What you have to do
Work through the data line by line, gathering every line that has the word "styles".

Dataset content
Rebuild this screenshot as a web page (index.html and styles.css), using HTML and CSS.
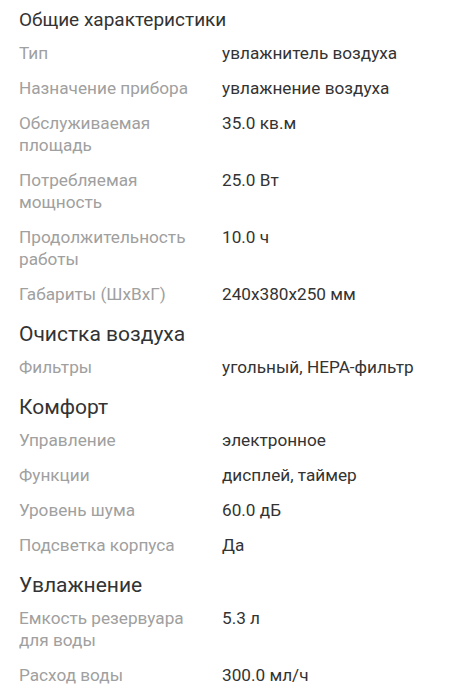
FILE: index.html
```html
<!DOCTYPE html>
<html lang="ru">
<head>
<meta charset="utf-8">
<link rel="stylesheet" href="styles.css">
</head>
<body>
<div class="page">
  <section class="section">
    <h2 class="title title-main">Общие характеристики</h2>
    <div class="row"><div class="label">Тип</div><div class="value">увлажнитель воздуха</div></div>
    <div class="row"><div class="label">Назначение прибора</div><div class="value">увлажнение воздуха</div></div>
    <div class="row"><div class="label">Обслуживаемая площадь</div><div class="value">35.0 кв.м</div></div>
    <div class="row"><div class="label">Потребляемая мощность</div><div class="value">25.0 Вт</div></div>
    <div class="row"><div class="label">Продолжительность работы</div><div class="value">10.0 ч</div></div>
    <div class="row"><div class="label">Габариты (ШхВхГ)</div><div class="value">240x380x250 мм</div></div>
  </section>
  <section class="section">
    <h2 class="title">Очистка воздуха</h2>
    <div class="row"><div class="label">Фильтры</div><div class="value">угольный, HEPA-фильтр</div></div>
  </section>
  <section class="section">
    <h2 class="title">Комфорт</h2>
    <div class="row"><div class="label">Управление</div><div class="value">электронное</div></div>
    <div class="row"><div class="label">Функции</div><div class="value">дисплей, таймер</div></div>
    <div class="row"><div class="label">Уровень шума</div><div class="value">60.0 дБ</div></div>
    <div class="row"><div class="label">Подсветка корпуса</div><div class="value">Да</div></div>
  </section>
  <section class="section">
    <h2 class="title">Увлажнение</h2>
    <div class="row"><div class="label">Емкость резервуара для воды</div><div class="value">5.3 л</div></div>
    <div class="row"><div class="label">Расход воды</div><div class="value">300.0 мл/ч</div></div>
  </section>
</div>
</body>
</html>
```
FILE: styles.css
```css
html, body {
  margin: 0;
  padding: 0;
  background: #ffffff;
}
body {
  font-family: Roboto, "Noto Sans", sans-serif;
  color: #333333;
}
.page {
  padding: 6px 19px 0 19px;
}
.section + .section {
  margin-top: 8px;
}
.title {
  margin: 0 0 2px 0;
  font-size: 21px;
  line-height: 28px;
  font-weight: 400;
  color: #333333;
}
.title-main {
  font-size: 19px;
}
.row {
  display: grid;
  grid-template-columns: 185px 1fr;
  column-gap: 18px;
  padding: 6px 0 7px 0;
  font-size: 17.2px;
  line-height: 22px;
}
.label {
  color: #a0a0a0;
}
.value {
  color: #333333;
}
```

The response
Rebuild this screenshot as a web page (index.html and styles.css), using HTML and CSS.
<link rel="stylesheet" href="styles.css">
FILE: styles.css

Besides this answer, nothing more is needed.